I dont blame people for breaking some rules. I dont blame anyone seeing their family or friends, or even a tinder meet up, we are social animals and this is not natural. I dont even know why i have stuck to the rules but im continuing to do so.
^^ This
Everyone I speak to says they are mostly following the rules - but I think you have to trade off sometimes
I am sick of people saying about the mortality rate. My DM died 3 years ago of a heart attack, ambulance got to her within 9 minutes but they still couldn't save her. It didn't mean they didn't try and we were so grateful when they got there as at least we knew they were the best people to try. I can not imagine what it would be like to have to have waited an hour + for an ambulance. it is NOT mortality rate it is everyone being ill at same time that is causing so many problems.
My DSis has to work and so does her DH, my DH leaves the house to go to work, I work from home. We are in a support bubble with DSD and her DP and DGS. He has disabilities but we have been told is not at risk of having anymore severe than any other child his age.
DSD and her DP are not really rule followers, and they still just don't get it - yes I have tried to educate but they are 20 and in very low risk.

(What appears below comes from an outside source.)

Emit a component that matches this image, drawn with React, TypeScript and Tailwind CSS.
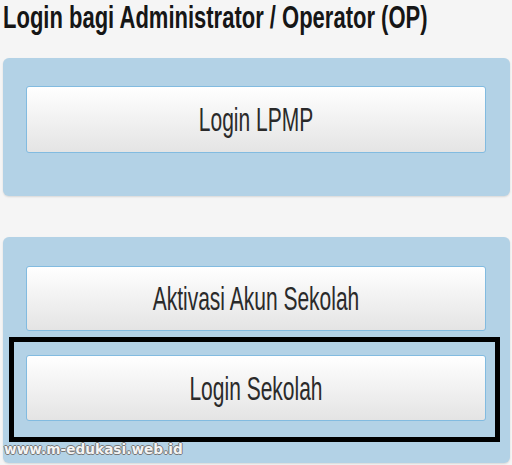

Not having parties etc but still meet up outside with people who they shouldn't.
I am far more worried about the impact on their mental health and literally the last 12 months of so much uncertainty over their little boy that I find it hard to blame them, even if I don't agree. They could pass covid to us and then they would see (if we were Ill) the impact of their actions but then DH could bring it home from work.
I do not see anyone else including my own DS or Dad as I know I can not say that I haven't been in contact with anyone so I will take the risk for my DSD as she needs us but won't pass that risk on.